Molly Corso in Tbilisi -
When French retail giant Carrefour opened its first store in Tbilisi last year, shoppers and economists expected the hypermarket to bring better a selection of goods, lower prices and a hook for more big name investors to the market. But six months on, it appears Carrefour's biggest impact so far has been on local Georgian supermarket chains: two have sold controlling stakes to a foreign fund and at least one more is rumoured to be shopping for a buyer overseas.
While plans to expand in Armenia have stalled after the company encountered problems with local competitors, Carrefour opened its first store in Georgia in 2012 and the people there have embraced the retailer and its hypermarket format. The move built on Carrefour's recent interest for emerging markets; the chain also has a presence in Romania and Bulgaria, though has sold out of the more developed Emerging European markets like the Czech Republic.
But Georgia's supermarket scene is already crowded, with a half dozen local chains competing for the country's reported GEL400m (€186m) grocery sector. With an estimated 80% of all grocery shoppers opting for bazaars and small mom-and-pop stores over the cleaner - but pricier - modern chain stores, the competition is stiff.

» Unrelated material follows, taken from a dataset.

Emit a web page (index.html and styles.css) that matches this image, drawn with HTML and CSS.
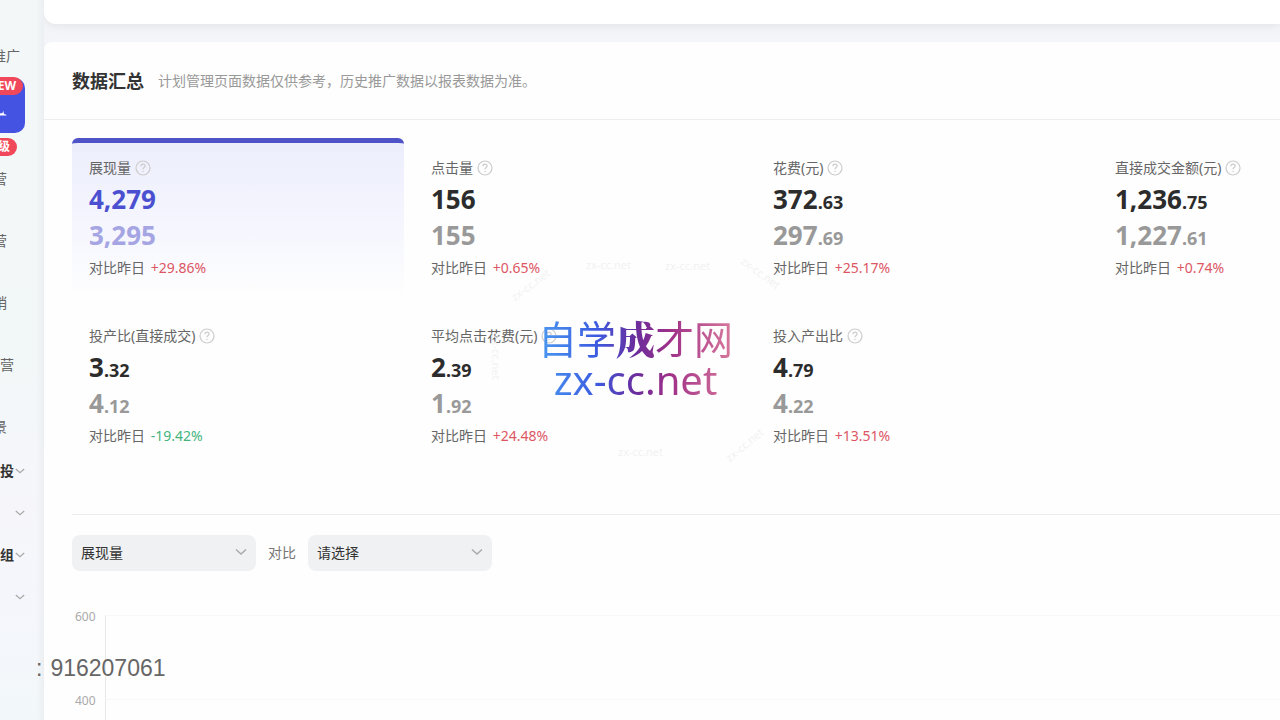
FILE: index.html
```html
<!DOCTYPE html>
<html lang="zh-CN">
<head>
<meta charset="utf-8">
<meta name="viewport" content="width=device-width, initial-scale=1">
<title>数据汇总</title>
<link rel="stylesheet" href="styles.css">
</head>
<body>
<svg class="defs" aria-hidden="true">
  <symbol id="help" viewBox="0 0 16 16"><circle cx="8" cy="8" r="7" fill="none" stroke="currentColor" stroke-width="1.2"/><path d="M5.9 6.3c0-1.3.9-2.1 2.1-2.1s2.1.8 2.1 1.9c0 1.5-2.1 1.5-2.1 3.2M8 10.7v1.2" fill="none" stroke="currentColor" stroke-width="1.2"/></symbol>
  <symbol id="chevron" viewBox="0 0 12 8"><path d="M1 1.5l5 4.5 5-4.5" fill="none" stroke="currentColor" stroke-width="1.5"/></symbol>
</svg>
<div class="app">
  <nav class="sidebar">
    <a class="item wide" href="#">推广</a>
    <a class="active" href="#" aria-label="推广"><svg class="mark" viewBox="0 0 10 8"><path d="M0 3h3l1-3 1 4 3 1v1H0z" fill="#fff"/></svg><span class="badge new">NEW</span><span class="badge up">升级</span></a>
    <div class="links">
      <a class="item" href="#">运营</a>
      <a class="item" href="#">运营</a>
      <a class="item" href="#">营销</a>
      <a class="item mid" href="#">运营</a>
      <a class="item" href="#">场景</a>
    </div>
    <div class="groups">
      <button class="group" type="button">投<svg class="chev"><use href="#chevron"/></svg></button>
      <button class="group" type="button" aria-label="展开"><svg class="chev"><use href="#chevron"/></svg></button>
      <button class="group" type="button">组<svg class="chev"><use href="#chevron"/></svg></button>
      <button class="group" type="button" aria-label="展开"><svg class="chev"><use href="#chevron"/></svg></button>
    </div>
  </nav>
  <main class="main">
    <section class="panel-top"></section>
    <section class="panel">
      <header class="head"><h1>数据汇总</h1><p>计划管理页面数据仅供参考，历史推广数据以报表数据为准。</p></header>
      <div class="metrics">
        <article class="metric selected"><h2>展现量<svg class="help"><use href="#help"/></svg></h2><p class="now">4,279</p><p class="prev">3,295</p><p class="diff">对比昨日 <span class="rise">+29.86%</span></p></article>
        <article class="metric"><h2>点击量<svg class="help"><use href="#help"/></svg></h2><p class="now">156</p><p class="prev">155</p><p class="diff">对比昨日 <span class="rise">+0.65%</span></p></article>
        <article class="metric"><h2>花费(元)<svg class="help"><use href="#help"/></svg></h2><p class="now">372<small>.63</small></p><p class="prev">297<small>.69</small></p><p class="diff">对比昨日 <span class="rise">+25.17%</span></p></article>
        <article class="metric"><h2>直接成交金额(元)<svg class="help"><use href="#help"/></svg></h2><p class="now">1,236<small>.75</small></p><p class="prev">1,227<small>.61</small></p><p class="diff">对比昨日 <span class="rise">+0.74%</span></p></article>
        <article class="metric"><h2>投产比(直接成交)<svg class="help"><use href="#help"/></svg></h2><p class="now">3<small>.32</small></p><p class="prev">4<small>.12</small></p><p class="diff">对比昨日 <span class="fall">-19.42%</span></p></article>
        <article class="metric"><h2>平均点击花费(元)<svg class="help"><use href="#help"/></svg></h2><p class="now">2<small>.39</small></p><p class="prev">1<small>.92</small></p><p class="diff">对比昨日 <span class="rise">+24.48%</span></p></article>
        <article class="metric"><h2>投入产出比<svg class="help"><use href="#help"/></svg></h2><p class="now">4<small>.79</small></p><p class="prev">4<small>.22</small></p><p class="diff">对比昨日 <span class="rise">+13.51%</span></p></article>
      </div>
      <div class="trend">
        <form class="filters">
          <span class="field"><select id="metric" aria-label="指标"><option>展现量</option></select><svg class="chev"><use href="#chevron"/></svg></span>
          <label for="compare">对比</label>
          <span class="field"><select id="compare"><option>请选择</option></select><svg class="chev"><use href="#chevron"/></svg></span>
        </form>
        <div class="chart">
          <div class="band"><span>600</span><i></i></div>
          <div class="band"><span>400</span><i></i></div>
        </div>
      </div>
    </section>
  </main>
</div>
<div class="brand"><div class="brand-name">自学<b>成</b>才网</div><div>zx-cc.net</div></div>
<div class="ghosts" aria-hidden="true">
  <span class="g1">zx-cc.net</span><span class="g2">zx-cc.net</span><span class="g3">zx-cc.net</span><span class="g4">zx-cc.net</span><span class="g5">zx-cc.net</span><span class="g6">zx-cc.net</span><span class="g7">zx-cc.net</span>
</div>
<div class="contact"><span>:</span><span>916207061</span></div>
</body>
</html>
```
FILE: styles.css
```css
* { box-sizing: border-box; }
body {
  margin: 0;
  height: 100vh;
  overflow: hidden;
  background: #f3f5f8;
  color: #333;
  font: 14px/20px "Noto Sans", "Noto Sans CJK SC", sans-serif;
}
h1, h2, p { margin: 0; }
a { color: inherit; text-decoration: none; }
.defs { position: absolute; width: 0; height: 0; }
.app { display: flex; height: 100vh; overflow: hidden; }

.sidebar {
  flex: 0 0 44px;
  overflow: hidden;
  padding-top: 46px;
  background: linear-gradient(90deg, transparent 36px, #eceff2), linear-gradient(#f3f7f8, #f2f7f8 50%, #f6f6fa 70%, #f5f6fb 82%, #f2f8fa);
}
.item {
  display: flex;
  justify-content: flex-end;
  height: 20px;
  padding-right: 37px;
  color: #666;
  white-space: nowrap;
}
.item.wide { padding-right: 24px; }
.item.mid { padding-right: 30px; }
.active {
  position: relative;
  display: flex;
  align-items: center;
  width: 25px;
  height: 55px;
  margin-top: 12px;
  padding-top: 16px;
  border-radius: 0 10px 10px 0;
  background: #4553e3;
}
.mark { width: 8px; height: 8px; }
.badge {
  position: absolute;
  height: 18px;
  padding: 0 7px;
  border-radius: 9px;
  background: #f0485a;
  color: #fff;
  font-size: 12px;
  font-weight: 700;
  line-height: 18px;
  white-space: nowrap;
}
.badge.new { top: -1px; right: 2px; }
.badge.up { top: 60px; right: 8px; }
.links {
  display: grid;
  grid-template-columns: minmax(0, 1fr);
  gap: 42px;
  padding-top: 36px;
}
.groups {
  display: grid;
  grid-template-columns: minmax(0, 1fr);
  gap: 22px;
  padding-top: 24px;
}
.group {
  display: flex;
  justify-content: flex-end;
  align-items: center;
  gap: 1px;
  height: 20px;
  padding: 0 19px 0 0;
  border: 0;
  background: none;
  color: #333;
  font: inherit;
  font-weight: 700;
}
.chev { flex: none; width: 12px; height: 8px; color: #aaa; }
.group .chev { width: 10px; }

.main { flex: 1; min-width: 0; overflow: hidden; }
.panel-top {
  height: 24px;
  border-bottom-left-radius: 12px;
  background: #fff;
  box-shadow: 0 2px 8px #e2e5e8;
}
.panel {
  margin-top: 18px;
  border-top-left-radius: 8px;
  background: #fefefe;
}
.head {
  display: flex;
  align-items: center;
  gap: 14px;
  height: 78px;
  padding: 0 28px;
  border-bottom: 1px solid #eee;
}
.head h1 { font-size: 18px; line-height: 28px; }
.head p { color: #999; }
.metrics {
  display: grid;
  grid-template-columns: repeat(4, minmax(332px, 1fr));
  gap: 10px;
  padding: 18px 0 50px 28px;
}
.metric {
  height: 158px;
  padding: 15px 17px 0;
  border-top: 5px solid transparent;
}
.selected {
  border-radius: 6px 6px 0 0;
  border-top-color: #4f53c8;
  background: linear-gradient(#eceefc, #f5f6fe 55%, #fefefe);
}
.metric h2 {
  display: flex;
  align-items: center;
  gap: 4px;
  margin-bottom: 3px;
  color: #666;
  font-size: 14px;
  font-weight: 400;
  line-height: 20px;
}
.help { width: 16px; height: 16px; color: #ccc; }
.now, .prev { height: 36px; font-size: 26px; font-weight: 700; line-height: 36px; }
.now { color: #2c2c2c; }
.prev { color: #999; }
.selected .now { color: #4b50d0; }
.selected .prev { color: #a5a5e3; }
.metric small { font-size: 18px; line-height: 18px; }
.diff { margin-top: 5px; color: #666; }
.diff span { margin-left: 2px; }
.rise { color: #dc5664; }
.fall { color: #43b57c; }

.trend { margin-left: 28px; border-top: 1px solid #ececec; }
.filters {
  display: flex;
  align-items: center;
  gap: 12px;
  padding-top: 20px;
  color: #777;
}
.field { position: relative; width: 184px; }
.field select {
  appearance: none;
  width: 100%;
  height: 36px;
  padding: 0 28px 0 9px;
  border: 0;
  border-radius: 8px;
  background: #f0f1f2;
  color: #333;
  font: inherit;
}
.field .chev { position: absolute; top: 13px; right: 9px; pointer-events: none; }
.chart { padding-top: 36px; }
.band { display: flex; height: 84px; color: #aaa; font-size: 12px; }
.band span { width: 33px; padding-left: 3px; }
.band i { flex: 1; margin-top: 8px; margin-bottom: -8px; border-top: 1px solid #f7f7f7; border-left: 1px solid #e8e8e8; }

.brand {
  position: absolute;
  top: 316px;
  left: 538px;
  background: linear-gradient(90deg, #4a9af0, #3c5be0 30%, #6a2c9c 50%, #a03088 68%, #d8799c);
  background-clip: text;
  -webkit-background-clip: text;
  color: transparent;
  font-size: 40px;
  line-height: 40px;
  text-align: center;
  white-space: nowrap;
}
.brand-name { font-size: 39px; line-height: 42px; }
.brand-name b { font-family: "Noto Serif CJK SC", "Noto Sans CJK SC", serif; font-weight: 900; }
.ghosts span { position: absolute; color: #f2f2f2; font-size: 11px; line-height: 14px; }
.ghosts .g1 { top: 258px; left: 586px; }
.ghosts .g2 { top: 259px; left: 665px; }
.ghosts .g3 { top: 278px; left: 508px; transform: rotate(-36deg); }
.ghosts .g4 { top: 266px; left: 738px; transform: rotate(36deg); }
.ghosts .g5 { top: 445px; left: 618px; }
.ghosts .g6 { top: 438px; left: 722px; transform: rotate(-40deg); }
.ghosts .g7 { top: 350px; left: 473px; transform: rotate(90deg); }
.contact {
  position: absolute;
  top: 654px;
  left: 36px;
  display: flex;
  gap: 8px;
  color: #666;
  font: 23px/28px "Liberation Sans", sans-serif;
}
```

On weekends, queues form as Georgians line up at Carrefour for deals on sugar or other consumer goods, undeterred by the store's distance from the centre of Tbilisi - a trend that appears to be taking its toll on local chains despite their greater accessibility for the capital's populace.

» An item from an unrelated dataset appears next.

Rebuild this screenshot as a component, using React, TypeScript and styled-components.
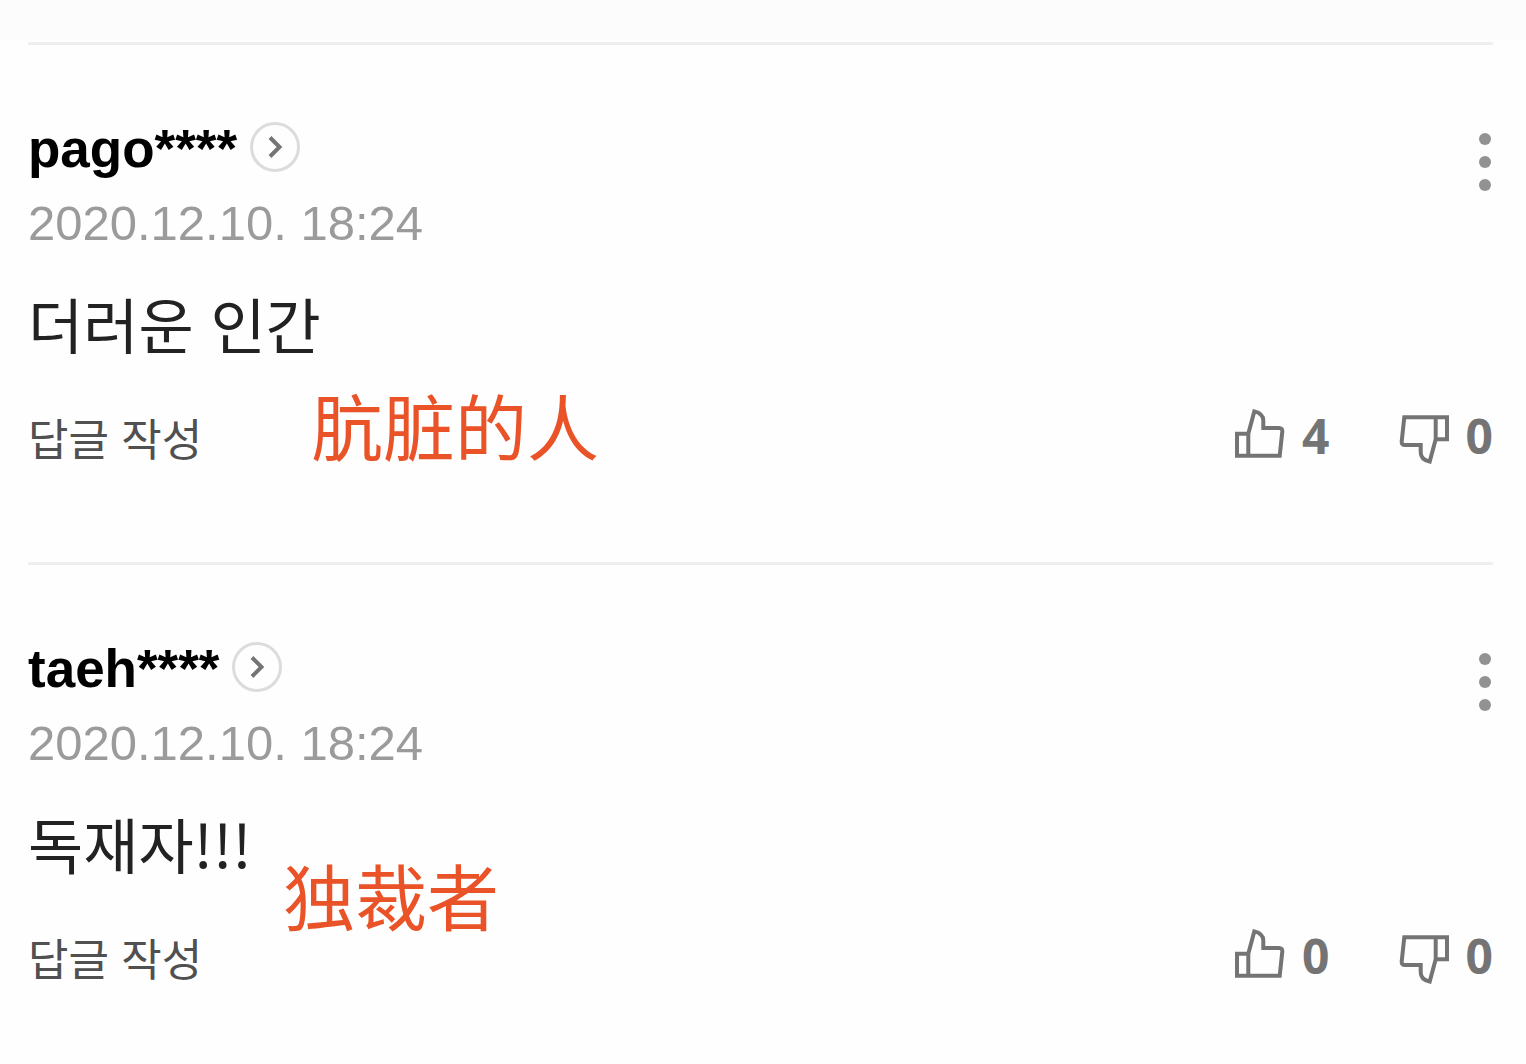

Populi, one of Georgia's oldest and largest supermarket chains, appears to have been the first notable casualty of Carrefour's arrival. The 45-shop retailer sold 88% of its shares to a competitor, Ioli, in February for an undisclosed amount. Ioli is 100% owned and operated by two foreign investment funds, SEAF and the Caucasus Growth Fund.

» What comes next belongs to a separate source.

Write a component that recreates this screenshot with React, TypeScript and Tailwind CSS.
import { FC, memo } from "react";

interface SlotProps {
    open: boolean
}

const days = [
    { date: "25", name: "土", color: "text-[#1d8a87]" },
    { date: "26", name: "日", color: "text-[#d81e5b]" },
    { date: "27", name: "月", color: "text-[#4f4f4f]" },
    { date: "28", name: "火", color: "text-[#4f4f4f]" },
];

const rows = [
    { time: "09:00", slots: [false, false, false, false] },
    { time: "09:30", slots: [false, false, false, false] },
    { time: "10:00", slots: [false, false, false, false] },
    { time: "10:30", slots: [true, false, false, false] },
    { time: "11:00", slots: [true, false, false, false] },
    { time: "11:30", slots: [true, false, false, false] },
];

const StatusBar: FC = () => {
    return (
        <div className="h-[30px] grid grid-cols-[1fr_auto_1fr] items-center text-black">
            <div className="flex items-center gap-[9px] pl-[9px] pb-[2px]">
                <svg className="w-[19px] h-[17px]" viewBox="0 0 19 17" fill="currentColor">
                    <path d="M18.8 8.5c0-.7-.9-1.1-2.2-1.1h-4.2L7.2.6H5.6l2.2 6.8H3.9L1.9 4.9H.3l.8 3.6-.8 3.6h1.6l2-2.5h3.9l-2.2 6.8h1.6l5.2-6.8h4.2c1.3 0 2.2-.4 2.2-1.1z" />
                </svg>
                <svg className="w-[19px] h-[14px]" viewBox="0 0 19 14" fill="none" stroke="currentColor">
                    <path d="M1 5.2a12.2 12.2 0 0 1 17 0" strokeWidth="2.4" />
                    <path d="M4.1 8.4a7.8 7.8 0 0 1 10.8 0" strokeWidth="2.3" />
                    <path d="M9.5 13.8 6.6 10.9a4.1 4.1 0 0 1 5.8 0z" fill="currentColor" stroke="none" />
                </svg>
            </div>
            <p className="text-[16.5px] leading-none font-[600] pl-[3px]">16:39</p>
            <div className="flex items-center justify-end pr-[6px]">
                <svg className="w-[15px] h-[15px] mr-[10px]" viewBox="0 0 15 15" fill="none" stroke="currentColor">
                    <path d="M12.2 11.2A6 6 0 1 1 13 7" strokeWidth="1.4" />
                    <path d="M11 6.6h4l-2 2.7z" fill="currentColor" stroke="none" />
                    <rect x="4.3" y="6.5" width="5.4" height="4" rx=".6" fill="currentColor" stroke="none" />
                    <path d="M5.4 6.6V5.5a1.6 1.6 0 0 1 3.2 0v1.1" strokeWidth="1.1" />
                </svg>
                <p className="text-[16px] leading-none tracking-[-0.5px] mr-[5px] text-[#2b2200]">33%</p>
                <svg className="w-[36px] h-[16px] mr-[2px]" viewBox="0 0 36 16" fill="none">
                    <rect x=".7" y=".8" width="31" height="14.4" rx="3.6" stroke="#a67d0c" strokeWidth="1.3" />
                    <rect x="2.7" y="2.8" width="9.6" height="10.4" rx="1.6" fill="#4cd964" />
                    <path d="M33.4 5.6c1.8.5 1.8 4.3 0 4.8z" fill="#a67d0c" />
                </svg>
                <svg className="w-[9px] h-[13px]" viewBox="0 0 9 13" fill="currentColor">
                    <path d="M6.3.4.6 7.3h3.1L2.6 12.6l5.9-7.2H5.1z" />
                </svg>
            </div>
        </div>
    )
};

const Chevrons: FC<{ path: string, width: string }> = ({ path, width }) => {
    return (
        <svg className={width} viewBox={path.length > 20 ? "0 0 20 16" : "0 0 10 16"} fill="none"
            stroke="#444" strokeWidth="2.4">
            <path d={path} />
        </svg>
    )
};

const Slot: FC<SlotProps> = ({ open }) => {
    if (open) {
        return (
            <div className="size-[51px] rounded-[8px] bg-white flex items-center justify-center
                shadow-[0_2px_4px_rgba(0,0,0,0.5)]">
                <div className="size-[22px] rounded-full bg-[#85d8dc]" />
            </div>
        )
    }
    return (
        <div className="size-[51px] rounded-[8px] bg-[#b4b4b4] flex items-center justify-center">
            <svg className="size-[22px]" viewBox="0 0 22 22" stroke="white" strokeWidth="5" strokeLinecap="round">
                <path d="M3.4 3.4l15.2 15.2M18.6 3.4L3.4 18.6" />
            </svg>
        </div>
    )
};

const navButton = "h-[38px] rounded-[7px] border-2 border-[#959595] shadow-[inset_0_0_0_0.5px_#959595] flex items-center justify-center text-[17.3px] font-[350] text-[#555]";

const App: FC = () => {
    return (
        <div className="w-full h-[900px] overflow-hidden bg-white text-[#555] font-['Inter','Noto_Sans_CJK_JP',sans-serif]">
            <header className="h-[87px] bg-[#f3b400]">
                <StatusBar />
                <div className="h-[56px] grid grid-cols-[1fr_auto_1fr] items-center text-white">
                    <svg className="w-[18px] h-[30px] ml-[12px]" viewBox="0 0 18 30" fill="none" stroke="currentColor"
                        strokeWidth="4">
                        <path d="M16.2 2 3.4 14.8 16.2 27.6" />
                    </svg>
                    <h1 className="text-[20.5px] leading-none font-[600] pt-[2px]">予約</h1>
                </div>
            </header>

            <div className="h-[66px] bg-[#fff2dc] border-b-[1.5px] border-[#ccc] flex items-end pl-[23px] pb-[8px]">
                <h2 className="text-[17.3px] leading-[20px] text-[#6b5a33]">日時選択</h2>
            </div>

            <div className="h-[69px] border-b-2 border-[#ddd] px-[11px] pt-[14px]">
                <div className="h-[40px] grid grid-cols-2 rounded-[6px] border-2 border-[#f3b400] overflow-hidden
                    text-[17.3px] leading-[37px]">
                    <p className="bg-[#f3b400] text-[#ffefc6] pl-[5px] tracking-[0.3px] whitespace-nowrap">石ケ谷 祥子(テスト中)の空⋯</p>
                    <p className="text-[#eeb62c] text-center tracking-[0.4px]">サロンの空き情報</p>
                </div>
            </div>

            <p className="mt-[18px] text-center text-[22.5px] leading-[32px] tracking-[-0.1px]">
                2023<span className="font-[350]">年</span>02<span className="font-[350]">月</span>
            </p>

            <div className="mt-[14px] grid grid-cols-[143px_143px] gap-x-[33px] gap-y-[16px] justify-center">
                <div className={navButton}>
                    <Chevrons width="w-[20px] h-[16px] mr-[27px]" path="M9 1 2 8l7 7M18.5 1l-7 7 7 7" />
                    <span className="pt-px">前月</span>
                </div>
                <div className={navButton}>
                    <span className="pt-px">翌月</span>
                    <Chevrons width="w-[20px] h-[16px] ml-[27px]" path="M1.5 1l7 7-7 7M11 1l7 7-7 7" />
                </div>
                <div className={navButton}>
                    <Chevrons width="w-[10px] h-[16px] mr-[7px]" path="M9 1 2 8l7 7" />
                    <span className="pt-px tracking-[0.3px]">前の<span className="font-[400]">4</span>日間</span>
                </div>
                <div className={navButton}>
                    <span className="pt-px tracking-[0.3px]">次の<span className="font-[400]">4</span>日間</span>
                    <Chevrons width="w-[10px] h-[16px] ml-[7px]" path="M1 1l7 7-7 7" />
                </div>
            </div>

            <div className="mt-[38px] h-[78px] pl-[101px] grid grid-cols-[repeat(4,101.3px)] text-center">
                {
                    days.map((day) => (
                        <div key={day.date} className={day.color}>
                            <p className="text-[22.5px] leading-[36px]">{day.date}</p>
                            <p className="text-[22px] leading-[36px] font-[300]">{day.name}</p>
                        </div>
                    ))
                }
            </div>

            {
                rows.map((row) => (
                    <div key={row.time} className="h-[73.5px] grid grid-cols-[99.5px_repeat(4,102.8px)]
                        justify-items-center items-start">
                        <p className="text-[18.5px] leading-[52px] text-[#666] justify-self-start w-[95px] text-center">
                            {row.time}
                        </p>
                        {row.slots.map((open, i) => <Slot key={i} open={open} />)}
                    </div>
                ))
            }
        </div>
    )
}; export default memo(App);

Meanwhile, Georgian media has also reported that Goodwill, Georgia's first local hypermarket chain, is shopping for a foreign buyer. Goodwill representatives did not respond in time for publication, although the chain's general director, Miheil Charkviani, has denied the store is suffering from Carrefour's ability to lower prices.
Esben Emborg, the managing partner at the Caucasus Growth Fund, stresses that Populi's decision to sell was due to poor management, rather then a Carrefour-inspired market crunch. "At any given time, the company has had different problems. It has been a chain that either was not supplying what was wanted... it was criticized for being too expensive, criticized for being a bad payer - there has always been something, but nevertheless it has been a successful chain for many, many years," he says. "We don't see them [Carrefour] in direct competition in that sense because it is a different format of stores, the hypermarket... We are an around-the-corner convenience store, which means we have a lot bigger network, much more shops... We believe that, even though there are new players on the market, there is still a lot of space to grow for everyone."
Jon Copestake, chief retail and consumer goods analyst at the Economist Intelligence Unit, notes that smaller stores often try to draw a distinction between their wares and Carrefour when the French retailer enters a market, in an effort to alleviate the blow to their customer base. He says Carrefour has typically had a "negative" effect on smaller local chains when it moves into a new market, with local stores trying to offset Carrefour's "deep pockets" and global distribution chain by offering products and services the retail giant does not. "Smaller stores try to compete with Carrefour by offering different products, different services. For instance, offering products Carrefour doesn't or offering more personal service," he says, adding, however, that it is "difficult" to compete with French chain.
SMART, another local Georgian chain, however, is optimistic about its future in a Carrefour-influenced market. With ten stores open across the country, the retailer is planning an additional seven or eight storefronts over the next year, according to SMART's press service. The chain's management believes its strategy of adding stores to its existing gas stations or opening fast food restaurants next to the grocery stores will help attract clients.
Rusudan Kbilashvili, the marketing manager for the chain's parent company Wissol Group, tells bne that SMART is counting on "western management standards" and a strategy based on consultations with foreign retail specialists to win over clients.
Traditional practices like poor relations with workers, ineffective handling of products and poor store design simply won't cut it as the Georgian market develops, warns the Caucasus Growth Fund's Emborg. "I think it is inevitable where the market is going to go - the market is going to go toward more controlled modern trade where the consumer has a better guarantee for fresh, clean environment. Eventually, we will compete on things like assortment, service, and accessibility," he says.
"I think what supermarket chains in Georgia need is real professional management. I think it is attention to detail in the shops, so that is how the shop is run - the client satisfaction of being in one of your stores. Is the service okay? Are the goods stocked right? ... Stuff like that, just basic, basic stuff," he says.